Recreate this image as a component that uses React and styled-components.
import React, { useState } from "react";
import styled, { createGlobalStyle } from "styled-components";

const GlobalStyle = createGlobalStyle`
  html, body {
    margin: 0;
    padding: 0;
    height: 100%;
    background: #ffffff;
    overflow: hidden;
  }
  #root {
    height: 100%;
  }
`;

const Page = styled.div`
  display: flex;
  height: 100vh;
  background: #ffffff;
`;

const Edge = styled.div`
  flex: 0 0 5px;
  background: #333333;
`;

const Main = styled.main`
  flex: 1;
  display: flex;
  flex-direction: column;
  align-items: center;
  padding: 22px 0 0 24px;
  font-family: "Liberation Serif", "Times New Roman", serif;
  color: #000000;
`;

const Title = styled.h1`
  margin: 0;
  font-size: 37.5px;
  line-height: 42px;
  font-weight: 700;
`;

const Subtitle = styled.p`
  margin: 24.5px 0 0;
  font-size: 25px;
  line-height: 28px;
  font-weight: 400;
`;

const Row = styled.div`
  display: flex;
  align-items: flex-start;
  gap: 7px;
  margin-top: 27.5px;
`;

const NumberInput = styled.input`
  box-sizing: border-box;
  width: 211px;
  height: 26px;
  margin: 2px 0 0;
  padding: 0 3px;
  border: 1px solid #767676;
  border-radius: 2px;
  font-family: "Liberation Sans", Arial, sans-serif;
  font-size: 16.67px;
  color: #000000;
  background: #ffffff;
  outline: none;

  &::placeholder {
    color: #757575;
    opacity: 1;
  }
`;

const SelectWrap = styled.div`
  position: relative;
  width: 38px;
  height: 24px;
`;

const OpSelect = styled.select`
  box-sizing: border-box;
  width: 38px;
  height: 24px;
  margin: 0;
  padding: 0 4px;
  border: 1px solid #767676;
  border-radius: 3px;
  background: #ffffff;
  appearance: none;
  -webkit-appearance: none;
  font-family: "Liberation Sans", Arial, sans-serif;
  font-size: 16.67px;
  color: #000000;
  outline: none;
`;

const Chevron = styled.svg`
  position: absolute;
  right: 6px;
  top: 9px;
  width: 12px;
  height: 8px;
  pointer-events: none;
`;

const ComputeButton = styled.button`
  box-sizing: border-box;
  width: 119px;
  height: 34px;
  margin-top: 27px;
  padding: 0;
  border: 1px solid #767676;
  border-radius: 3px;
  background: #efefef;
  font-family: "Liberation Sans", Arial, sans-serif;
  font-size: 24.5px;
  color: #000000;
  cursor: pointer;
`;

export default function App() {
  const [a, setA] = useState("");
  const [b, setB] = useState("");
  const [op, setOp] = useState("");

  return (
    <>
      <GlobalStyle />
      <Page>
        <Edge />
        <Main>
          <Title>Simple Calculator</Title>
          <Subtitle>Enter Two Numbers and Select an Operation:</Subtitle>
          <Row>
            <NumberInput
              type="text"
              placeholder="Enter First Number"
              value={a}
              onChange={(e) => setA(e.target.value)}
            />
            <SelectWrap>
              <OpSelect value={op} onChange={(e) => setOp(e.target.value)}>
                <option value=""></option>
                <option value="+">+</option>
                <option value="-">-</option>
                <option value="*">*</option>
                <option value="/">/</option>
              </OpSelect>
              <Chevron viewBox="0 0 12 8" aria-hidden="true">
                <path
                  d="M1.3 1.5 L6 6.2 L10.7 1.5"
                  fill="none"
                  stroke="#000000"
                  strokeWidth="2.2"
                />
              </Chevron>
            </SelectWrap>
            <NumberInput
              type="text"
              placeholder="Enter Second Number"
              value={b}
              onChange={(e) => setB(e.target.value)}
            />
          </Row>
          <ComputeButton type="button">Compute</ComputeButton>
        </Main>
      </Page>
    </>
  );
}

——

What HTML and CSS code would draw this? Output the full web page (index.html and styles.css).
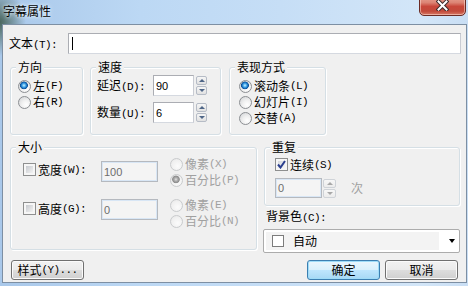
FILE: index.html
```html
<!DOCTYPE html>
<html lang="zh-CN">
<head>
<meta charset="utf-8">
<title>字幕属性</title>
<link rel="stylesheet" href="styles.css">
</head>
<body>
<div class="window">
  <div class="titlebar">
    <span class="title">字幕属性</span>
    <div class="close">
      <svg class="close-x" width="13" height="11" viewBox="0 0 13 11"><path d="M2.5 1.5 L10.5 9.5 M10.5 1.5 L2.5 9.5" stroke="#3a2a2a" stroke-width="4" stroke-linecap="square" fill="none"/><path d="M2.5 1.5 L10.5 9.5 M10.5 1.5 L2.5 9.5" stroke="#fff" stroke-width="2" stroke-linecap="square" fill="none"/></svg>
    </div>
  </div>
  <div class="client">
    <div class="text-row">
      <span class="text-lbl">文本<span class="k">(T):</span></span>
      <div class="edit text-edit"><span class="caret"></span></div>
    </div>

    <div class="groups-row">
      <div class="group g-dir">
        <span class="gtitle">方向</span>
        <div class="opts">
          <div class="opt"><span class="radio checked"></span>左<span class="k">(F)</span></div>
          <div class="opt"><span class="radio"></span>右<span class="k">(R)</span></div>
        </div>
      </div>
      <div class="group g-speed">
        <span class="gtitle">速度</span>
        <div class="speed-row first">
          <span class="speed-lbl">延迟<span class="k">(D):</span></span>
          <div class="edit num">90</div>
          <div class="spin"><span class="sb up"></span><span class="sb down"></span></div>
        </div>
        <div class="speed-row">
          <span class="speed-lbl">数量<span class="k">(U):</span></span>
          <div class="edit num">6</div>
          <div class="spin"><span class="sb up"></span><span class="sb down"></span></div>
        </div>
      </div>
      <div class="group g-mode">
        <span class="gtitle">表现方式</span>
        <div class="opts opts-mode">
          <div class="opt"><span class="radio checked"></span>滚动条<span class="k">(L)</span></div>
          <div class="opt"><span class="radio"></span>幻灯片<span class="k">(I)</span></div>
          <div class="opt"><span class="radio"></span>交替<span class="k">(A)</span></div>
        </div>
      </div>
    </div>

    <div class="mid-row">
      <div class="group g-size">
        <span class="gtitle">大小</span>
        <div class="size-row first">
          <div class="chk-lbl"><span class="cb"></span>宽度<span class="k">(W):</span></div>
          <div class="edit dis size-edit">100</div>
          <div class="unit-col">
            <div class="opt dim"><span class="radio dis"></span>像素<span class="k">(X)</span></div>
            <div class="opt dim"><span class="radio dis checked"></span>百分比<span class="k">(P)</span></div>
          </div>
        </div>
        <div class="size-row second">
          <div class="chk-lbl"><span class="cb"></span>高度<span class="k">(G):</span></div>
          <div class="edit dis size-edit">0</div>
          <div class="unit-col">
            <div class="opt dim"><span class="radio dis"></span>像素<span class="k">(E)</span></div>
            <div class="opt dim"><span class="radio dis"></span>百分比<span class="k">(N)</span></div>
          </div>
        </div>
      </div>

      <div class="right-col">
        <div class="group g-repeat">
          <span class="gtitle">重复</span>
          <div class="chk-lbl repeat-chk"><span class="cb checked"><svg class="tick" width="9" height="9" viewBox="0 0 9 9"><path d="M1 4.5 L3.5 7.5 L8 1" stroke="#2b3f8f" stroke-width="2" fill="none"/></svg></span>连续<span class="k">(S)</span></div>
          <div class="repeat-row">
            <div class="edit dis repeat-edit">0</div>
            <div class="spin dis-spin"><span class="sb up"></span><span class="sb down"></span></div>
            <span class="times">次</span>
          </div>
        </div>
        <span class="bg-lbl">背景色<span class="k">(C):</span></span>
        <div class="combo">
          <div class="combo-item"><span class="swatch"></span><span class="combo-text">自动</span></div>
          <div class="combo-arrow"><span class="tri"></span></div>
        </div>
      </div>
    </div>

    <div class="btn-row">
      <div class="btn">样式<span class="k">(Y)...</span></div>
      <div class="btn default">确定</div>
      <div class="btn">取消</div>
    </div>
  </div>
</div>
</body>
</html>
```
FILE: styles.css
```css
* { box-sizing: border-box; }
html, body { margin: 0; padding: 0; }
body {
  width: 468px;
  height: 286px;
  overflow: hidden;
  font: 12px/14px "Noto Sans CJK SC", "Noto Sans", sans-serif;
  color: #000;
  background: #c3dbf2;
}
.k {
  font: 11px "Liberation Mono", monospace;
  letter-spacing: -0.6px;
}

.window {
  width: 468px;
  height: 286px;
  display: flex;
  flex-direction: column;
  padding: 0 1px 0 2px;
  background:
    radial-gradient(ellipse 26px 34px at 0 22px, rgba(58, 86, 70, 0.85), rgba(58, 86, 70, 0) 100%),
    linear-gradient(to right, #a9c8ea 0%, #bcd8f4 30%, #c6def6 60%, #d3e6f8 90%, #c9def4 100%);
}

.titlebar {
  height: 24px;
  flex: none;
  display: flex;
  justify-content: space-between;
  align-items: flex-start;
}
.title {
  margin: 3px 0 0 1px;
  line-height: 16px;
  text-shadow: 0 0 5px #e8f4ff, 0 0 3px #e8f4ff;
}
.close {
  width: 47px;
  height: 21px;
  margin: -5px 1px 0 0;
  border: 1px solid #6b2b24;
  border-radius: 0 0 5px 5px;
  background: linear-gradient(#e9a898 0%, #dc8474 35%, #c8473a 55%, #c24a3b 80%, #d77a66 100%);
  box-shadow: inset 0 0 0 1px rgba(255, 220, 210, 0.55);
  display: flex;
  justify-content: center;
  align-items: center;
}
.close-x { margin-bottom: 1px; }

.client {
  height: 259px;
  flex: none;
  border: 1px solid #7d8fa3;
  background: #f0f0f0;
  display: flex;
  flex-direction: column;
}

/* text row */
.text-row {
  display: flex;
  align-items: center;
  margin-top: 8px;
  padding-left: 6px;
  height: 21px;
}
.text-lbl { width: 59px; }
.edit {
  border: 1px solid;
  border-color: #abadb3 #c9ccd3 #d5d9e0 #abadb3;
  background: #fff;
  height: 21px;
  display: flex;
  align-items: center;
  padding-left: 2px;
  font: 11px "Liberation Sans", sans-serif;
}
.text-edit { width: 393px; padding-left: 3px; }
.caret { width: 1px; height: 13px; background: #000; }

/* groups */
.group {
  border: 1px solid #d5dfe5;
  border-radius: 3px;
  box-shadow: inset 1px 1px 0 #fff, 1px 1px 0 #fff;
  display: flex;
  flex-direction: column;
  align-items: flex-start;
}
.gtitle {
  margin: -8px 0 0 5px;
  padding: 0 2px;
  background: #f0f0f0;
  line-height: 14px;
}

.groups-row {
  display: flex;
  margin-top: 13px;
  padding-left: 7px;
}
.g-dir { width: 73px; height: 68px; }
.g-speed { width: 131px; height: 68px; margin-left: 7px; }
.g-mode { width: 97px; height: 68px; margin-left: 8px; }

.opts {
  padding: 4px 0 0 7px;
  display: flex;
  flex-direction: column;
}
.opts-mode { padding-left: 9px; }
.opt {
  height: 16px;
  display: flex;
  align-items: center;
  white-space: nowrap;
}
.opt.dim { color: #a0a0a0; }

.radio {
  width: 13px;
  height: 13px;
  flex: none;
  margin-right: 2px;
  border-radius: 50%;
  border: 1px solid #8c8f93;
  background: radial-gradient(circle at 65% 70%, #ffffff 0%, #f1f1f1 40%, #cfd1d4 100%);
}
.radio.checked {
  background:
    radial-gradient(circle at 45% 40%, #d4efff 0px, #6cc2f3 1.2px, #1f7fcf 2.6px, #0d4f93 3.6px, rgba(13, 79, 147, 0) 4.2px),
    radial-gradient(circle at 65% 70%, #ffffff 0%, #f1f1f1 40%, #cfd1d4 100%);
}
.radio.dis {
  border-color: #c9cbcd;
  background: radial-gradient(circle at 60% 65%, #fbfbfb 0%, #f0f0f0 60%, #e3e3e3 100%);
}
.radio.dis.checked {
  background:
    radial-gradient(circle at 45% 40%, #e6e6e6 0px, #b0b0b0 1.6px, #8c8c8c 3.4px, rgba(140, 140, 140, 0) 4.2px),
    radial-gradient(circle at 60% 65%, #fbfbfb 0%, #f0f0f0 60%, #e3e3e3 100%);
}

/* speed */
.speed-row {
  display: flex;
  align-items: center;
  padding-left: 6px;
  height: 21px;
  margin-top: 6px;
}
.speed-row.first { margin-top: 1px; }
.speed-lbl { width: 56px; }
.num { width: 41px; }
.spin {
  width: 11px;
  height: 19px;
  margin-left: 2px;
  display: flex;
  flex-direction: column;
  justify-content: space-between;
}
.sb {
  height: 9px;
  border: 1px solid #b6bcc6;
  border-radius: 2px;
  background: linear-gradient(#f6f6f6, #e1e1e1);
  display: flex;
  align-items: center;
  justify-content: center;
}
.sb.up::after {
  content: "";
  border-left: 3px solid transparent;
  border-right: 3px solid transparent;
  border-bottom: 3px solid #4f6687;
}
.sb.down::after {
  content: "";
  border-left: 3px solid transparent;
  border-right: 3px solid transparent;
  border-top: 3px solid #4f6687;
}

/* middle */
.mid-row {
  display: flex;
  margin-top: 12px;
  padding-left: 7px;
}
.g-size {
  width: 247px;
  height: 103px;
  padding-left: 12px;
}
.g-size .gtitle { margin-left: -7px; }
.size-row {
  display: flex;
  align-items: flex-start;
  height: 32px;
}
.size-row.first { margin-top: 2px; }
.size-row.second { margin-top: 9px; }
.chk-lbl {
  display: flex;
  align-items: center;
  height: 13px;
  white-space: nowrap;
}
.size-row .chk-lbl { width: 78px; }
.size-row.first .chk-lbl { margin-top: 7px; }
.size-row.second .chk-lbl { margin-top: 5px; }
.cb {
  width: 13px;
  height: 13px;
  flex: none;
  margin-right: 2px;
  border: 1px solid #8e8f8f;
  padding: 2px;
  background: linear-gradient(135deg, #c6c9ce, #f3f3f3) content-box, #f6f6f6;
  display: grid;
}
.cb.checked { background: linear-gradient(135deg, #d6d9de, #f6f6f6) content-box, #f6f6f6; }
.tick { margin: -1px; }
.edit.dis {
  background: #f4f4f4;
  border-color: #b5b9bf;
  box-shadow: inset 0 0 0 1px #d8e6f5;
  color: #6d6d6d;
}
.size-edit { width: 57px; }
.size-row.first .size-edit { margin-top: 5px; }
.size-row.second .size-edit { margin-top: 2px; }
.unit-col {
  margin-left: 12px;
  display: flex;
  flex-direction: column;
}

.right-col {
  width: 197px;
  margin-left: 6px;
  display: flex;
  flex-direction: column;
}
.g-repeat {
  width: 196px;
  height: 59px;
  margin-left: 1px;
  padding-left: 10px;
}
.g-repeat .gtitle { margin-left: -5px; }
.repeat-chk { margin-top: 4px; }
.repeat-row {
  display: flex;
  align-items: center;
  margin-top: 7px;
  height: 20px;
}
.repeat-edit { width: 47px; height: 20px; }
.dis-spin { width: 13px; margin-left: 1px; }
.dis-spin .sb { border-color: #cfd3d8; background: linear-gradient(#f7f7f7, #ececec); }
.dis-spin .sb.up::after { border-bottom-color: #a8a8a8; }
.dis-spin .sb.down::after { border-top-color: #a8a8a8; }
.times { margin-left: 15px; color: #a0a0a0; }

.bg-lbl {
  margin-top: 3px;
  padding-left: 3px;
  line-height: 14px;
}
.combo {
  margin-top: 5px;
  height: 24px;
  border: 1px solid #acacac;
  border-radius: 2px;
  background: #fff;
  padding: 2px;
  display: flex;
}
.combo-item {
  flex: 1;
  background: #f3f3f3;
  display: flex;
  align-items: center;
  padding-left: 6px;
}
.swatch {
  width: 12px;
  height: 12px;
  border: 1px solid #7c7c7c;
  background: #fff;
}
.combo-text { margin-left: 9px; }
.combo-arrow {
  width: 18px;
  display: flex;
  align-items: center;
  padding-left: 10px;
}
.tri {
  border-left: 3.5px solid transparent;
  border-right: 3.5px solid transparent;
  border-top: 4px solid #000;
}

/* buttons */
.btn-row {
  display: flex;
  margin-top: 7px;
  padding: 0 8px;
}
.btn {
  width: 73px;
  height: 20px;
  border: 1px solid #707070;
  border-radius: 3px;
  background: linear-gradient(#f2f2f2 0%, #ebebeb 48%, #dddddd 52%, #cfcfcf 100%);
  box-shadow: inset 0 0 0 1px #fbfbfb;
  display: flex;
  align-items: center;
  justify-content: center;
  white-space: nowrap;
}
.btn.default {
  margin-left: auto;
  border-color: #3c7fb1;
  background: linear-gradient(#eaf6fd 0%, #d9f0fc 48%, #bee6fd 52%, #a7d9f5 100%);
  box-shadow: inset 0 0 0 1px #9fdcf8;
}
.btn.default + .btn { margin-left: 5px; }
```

——

--- PROBLEM TO WORK ON ---
Scan the listing above for the word "React" and show each line where it is found.

--- FINAL ANSWER ---
Recreate this image as a component that uses React and styled-components.
import React, { useState } from "react";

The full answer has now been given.